Verweet Van den Dobbelsteen de landelijke overheid gebrek aan ambitie, veel gemeenten tonen wel de nodige moed en definiëren ambitieuze doelstellingen. Amsterdam stelde zich in 2008 ten doel om vanaf 2015 alle nieuwbouw klimaatneutraal te bouwen, zo zegt Juliane Kürschner van Dienst Ruimtelijke Ordening (DRO) van de gemeente Amsterdam, de tweede spreker van de avond. Om deze ambities te halen heeft Amsterdam op basis van de visie van Van den Dobbelsteen de Leidraad Energetische Stedenbouw (LES) opgesteld. In het kort komt deze methode er op neer dat in drie stappen klimaatneutraliteit bereikt wordt. Stap een is het reduceren van energiegebruik, stap twee het hergebruiken van lokale reststromen en stap drie het lokaal opwekken van duurzame energie. De DRO heeft de methode uitgewerkt en is nu op een aantal locaties aan het proefdraaien met de eigen ambtenaren. ‘Eerst was er veel scepsis bij mijn collega’s, maar het afgelopen jaar is dit sterk veranderd’ zo stelt Kürschner tevreden vast. De tijd begint te dringen zo realiseert Kürschner zich want de plannen voor 2015 liggen nu al op de tekentafel.

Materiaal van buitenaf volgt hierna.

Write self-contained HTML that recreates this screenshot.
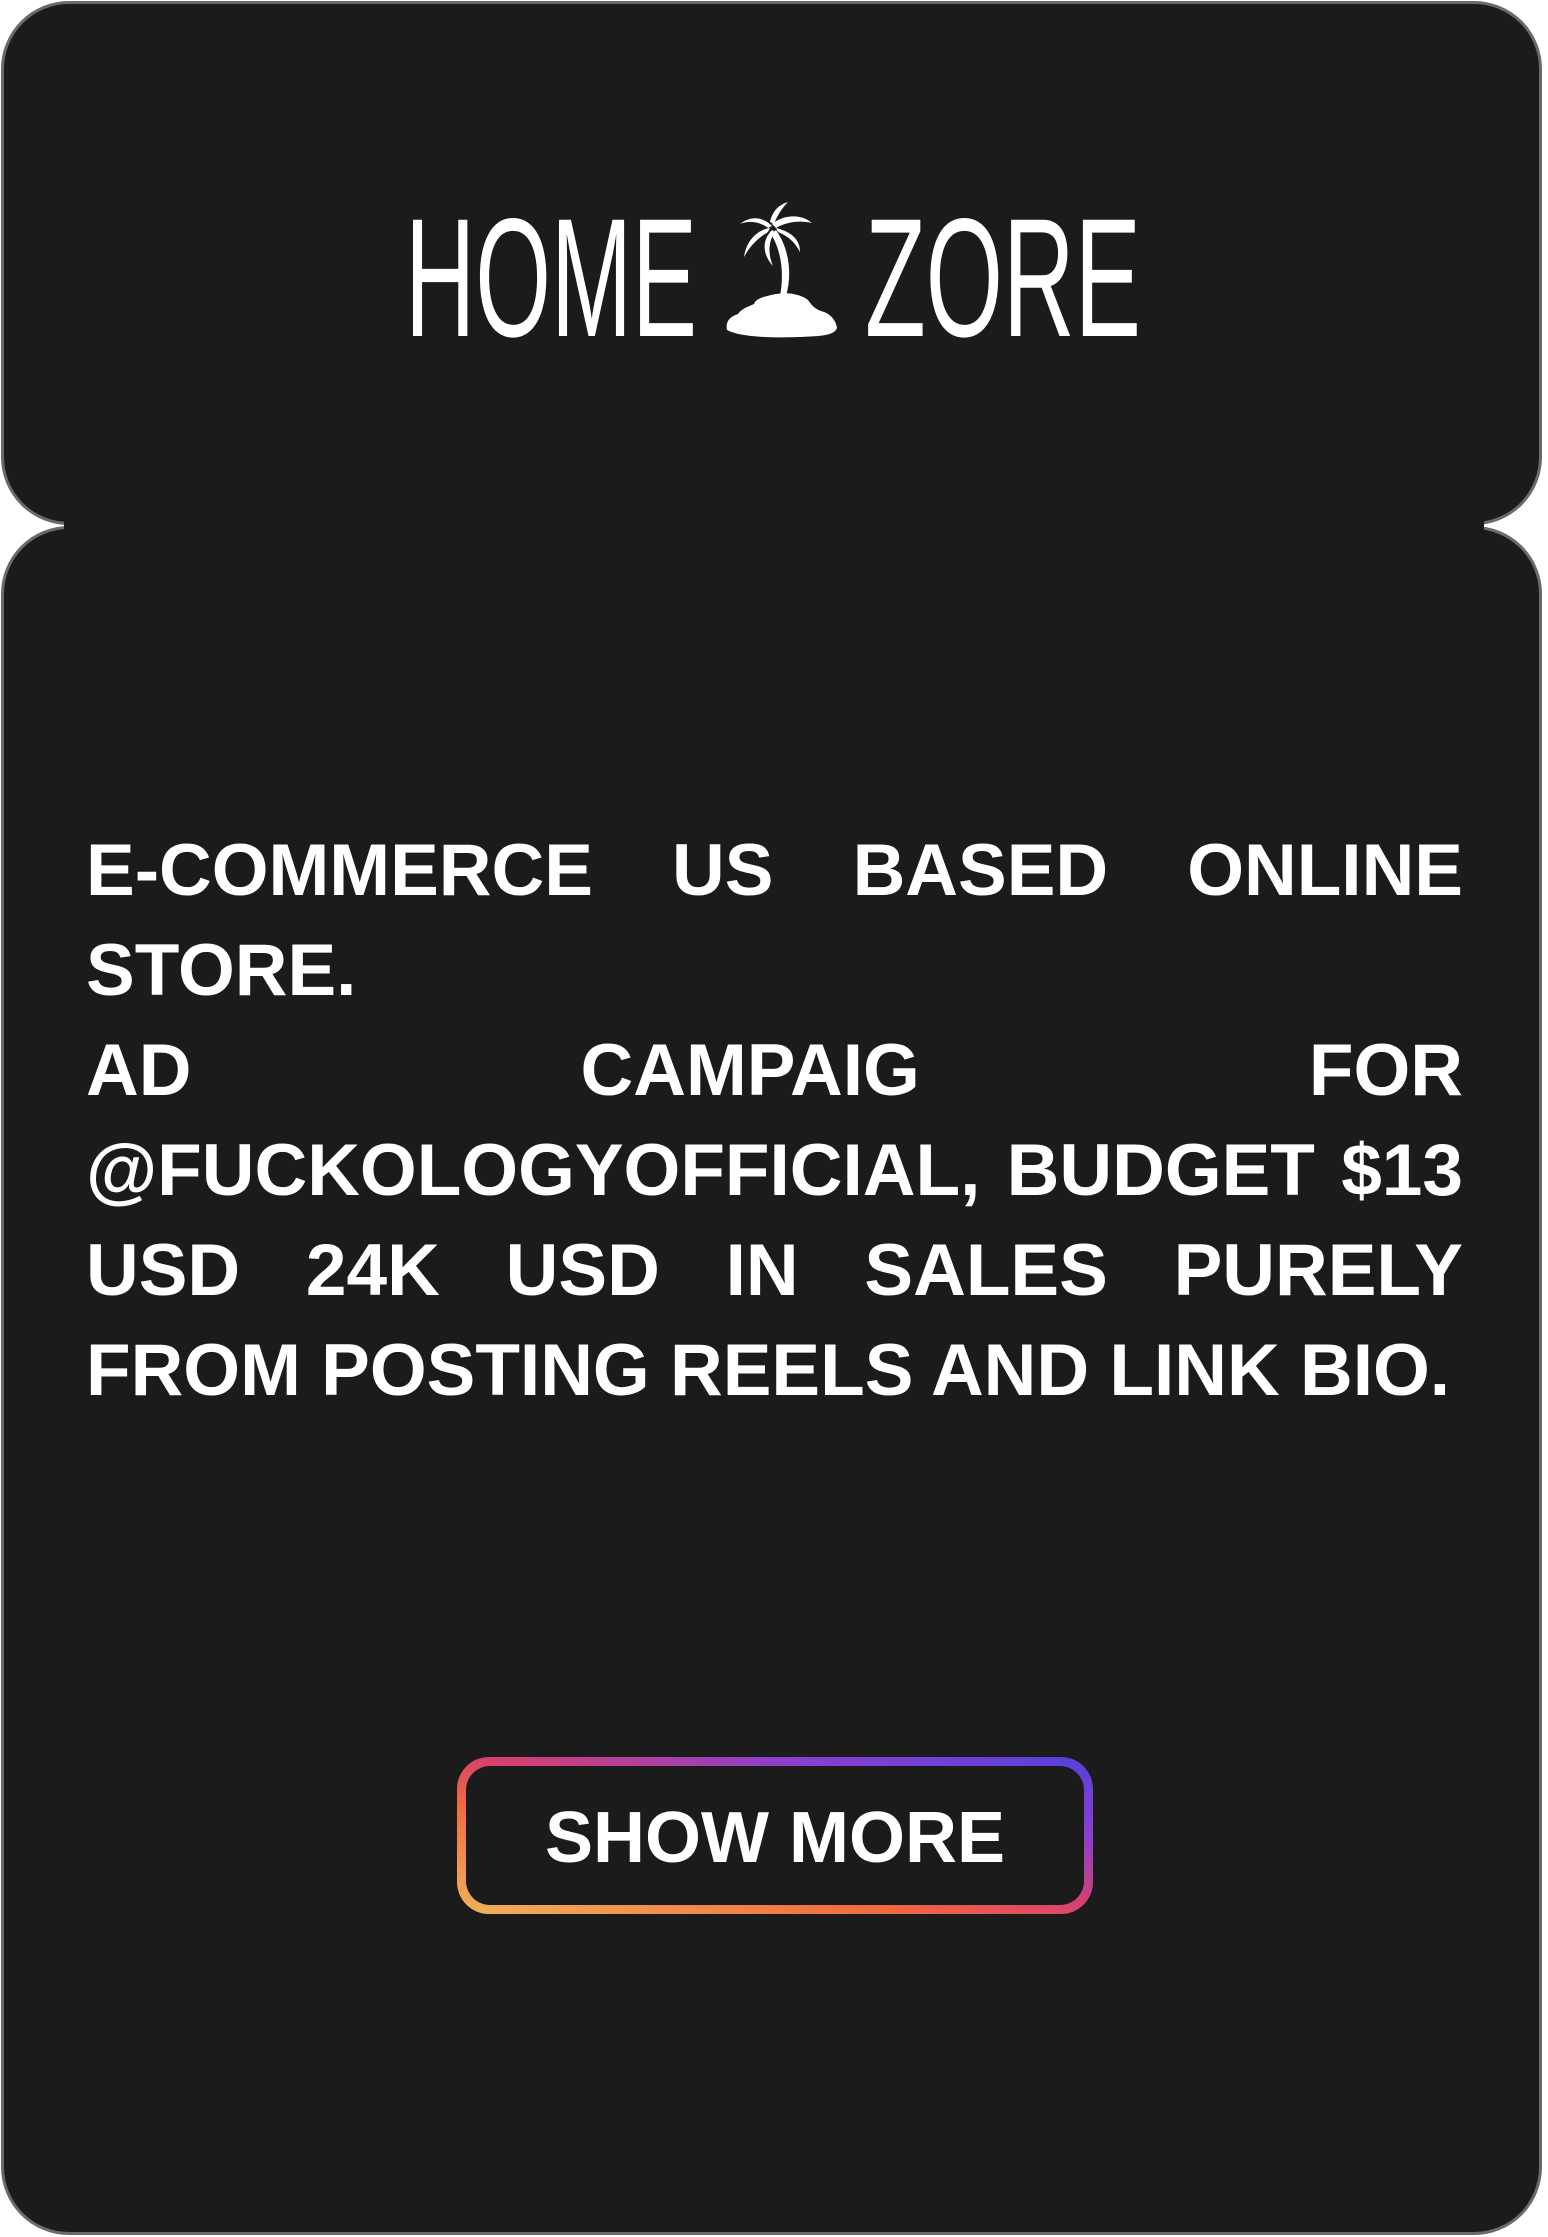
<!DOCTYPE html>
<html><head><meta charset="utf-8"><style>
html,body{margin:0;padding:0;background:#fff;}
body{width:1548px;height:2237px;position:relative;overflow:hidden;font-family:"Liberation Sans",sans-serif;}
.box{position:absolute;left:1px;width:1541px;background:#1b1b1b;border:3px solid #6a6a6a;border-radius:68px;box-sizing:border-box;}
#top{top:1px;height:524px;}
#bot{top:526px;height:1709px;}
#fill{position:absolute;left:64px;width:1420px;top:505px;height:40px;background:#1b1b1b;}
#txt{position:absolute;left:86px;width:1377px;top:821px;color:#fff;font-weight:bold;font-size:73px;line-height:100px;text-align:justify;margin:0;}
#btn{position:absolute;left:457px;top:1757px;width:636px;height:157px;border-radius:32px;padding:9px;box-sizing:border-box;
background:linear-gradient(to top right,#f0b45a 0%,#f06a40 35%,#d6406f 52%,#8a3fd0 75%,#5540dc 100%);}
#btn div{width:100%;height:100%;background:#1b1b1b;border-radius:24px;display:flex;align-items:center;justify-content:center;color:#fff;font-weight:bold;font-size:72px;padding-top:4px;box-sizing:border-box;}
</style></head><body>
<div class="box" id="top"></div>
<div class="box" id="bot"></div>
<div id="fill"></div>
<svg style="position:absolute;left:0;top:0" width="1548" height="520">
<g fill="#fff" font-family="Liberation Sans, sans-serif" font-size="100">
<text transform="translate(405,336) scale(1,1.69)" textLength="292" lengthAdjust="spacingAndGlyphs">HOME</text>
<text transform="translate(865,336) scale(1,1.69)" textLength="276" lengthAdjust="spacingAndGlyphs">ZORE</text>
</g>
<g transform="translate(700,190)" fill="#fff">
<path d="M27 140 C25 130 32 126 38 124 C42 118 50 116 54 114 C56 108 66 106 76 104 C88 102 100 104 108 110 C112 116 116 120 124 122 C130 124 136 130 137 138 C134 146 120 146 100 147 C70 148 40 147 27 140Z"/>
<path d="M86 106 C92 85 90 60 76 40 L71 44 C82 62 84 85 80 106Z"/>
<path d="M70 32 C72 22 78 15 88 12 C82 18 77 26 74 34Z"/>
<path d="M72 36 C62 26 50 26 40 34 C50 30 60 32 68 38Z"/>
<path d="M72 34 C84 24 102 24 112 33 C100 30 86 32 76 38Z"/>
<path d="M70 38 C56 40 46 52 44 67 C50 56 58 48 68 42Z"/>
<path d="M72 40 C62 50 62 64 73 76 C68 64 68 52 75 42Z"/>
<path d="M76 38 C92 42 100 50 100 62 C96 54 90 47 78 42Z"/>
</g>
</svg>
<p id="txt">E-COMMERCE US BASED ONLINE STORE.<br>AD CAMPAIG FOR @FUCKOLOGYOFFICIAL, BUDGET $13 USD 24K USD IN SALES PURELY FROM POSTING REELS AND LINK BIO.</p>
<div id="btn"><div>SHOW MORE</div></div>
</body></html>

De inspiratie voor de Amsterdamse LES lag in Rotterdam, zo vertelt Kürschner. Deze gemeente, zo mogelijk nog ambitieuzer dan Amsterdam, wil met zijn Rotterdam Climate Initiative tot de meest duurzame steden van de wereld behoren en stelde de Rotterdam Energie Aanpak (REAP) samen, ook gebaseerd op de drie stapsmethode Van den Dobbelsteen. (De vraag waarom de steden niet gezamenlijk een aanpak konden opzetten bleef onbeantwoord, het zal wel met de klassieke rivaliteit te maken hebben). De derde spreker Duzan Doepel (Doepel Strijkers architecten) was betrokken bij de REAP in Rotterdam. Hij ziet de aanpak als een goede manier om steden duurzamer te maken maar benadrukt de essentie om na te blijven denken over hoogstaande duurzame architectuur. ‘Veel methoden zijn technocratisch van opzet’, zo betoogt Doepel. ‘De EPC berekening bijvoorbeeld, voorspelt wel iets over de energiereductie maar zegt niets over de kwaliteit van wonen. Je kunt een goede EPC score behalen en toch een saaie bedompte woning krijgen’. In het stedenbouwkundig plan voor de duurzame stad aan de Merwehaven in Rotterdam zocht hij naar een balans tussen sociale, esthetische en duurzaamheidsaspecten. Uitgaand van woonblokken ter grootte van 300 mensen – volgens Doepel een aantal dat nog een sociale eenheid kan vormen – determineerde DSA op basis van duurzame, lokale, esthetische en gebruiksoverwegingen een ontwerp voor een duurzame stad in 2040. Doepel benadrukt dat het in dit project niet om een ontwerp gaat maar om een denkexercitie. Wat zijn de spelregels voor de nieuwe aanpak van de steden? Welke nieuwe ontwerpmethoden kunnen wij bedenken? Zijn inziens zijn dat belangrijke vragen waar architecten antwoorden op moeten formuleren.

De sprekers waren het met elkaar eens dat de uitdaging niet meer zit in het realiseren van energieneutrale gebouwen. De technieken zijn er al, men weet hoe het moet en het wordt ook al steeds vaker gerealiseerd. Op stedenbouwkundig gebied is er nog veel minder duidelijk. Hoe maken we de stad als een klimaatinstallatie? Hoe laten we de stad energie generen. Het kan, dat is zeker, maar hoe precies is nog onduidelijk. Een uitdaging voor de architect en stedenbouwkundige om in de woorden van het Nai ‘ de noodzaak van architectuur’ te bewijzen.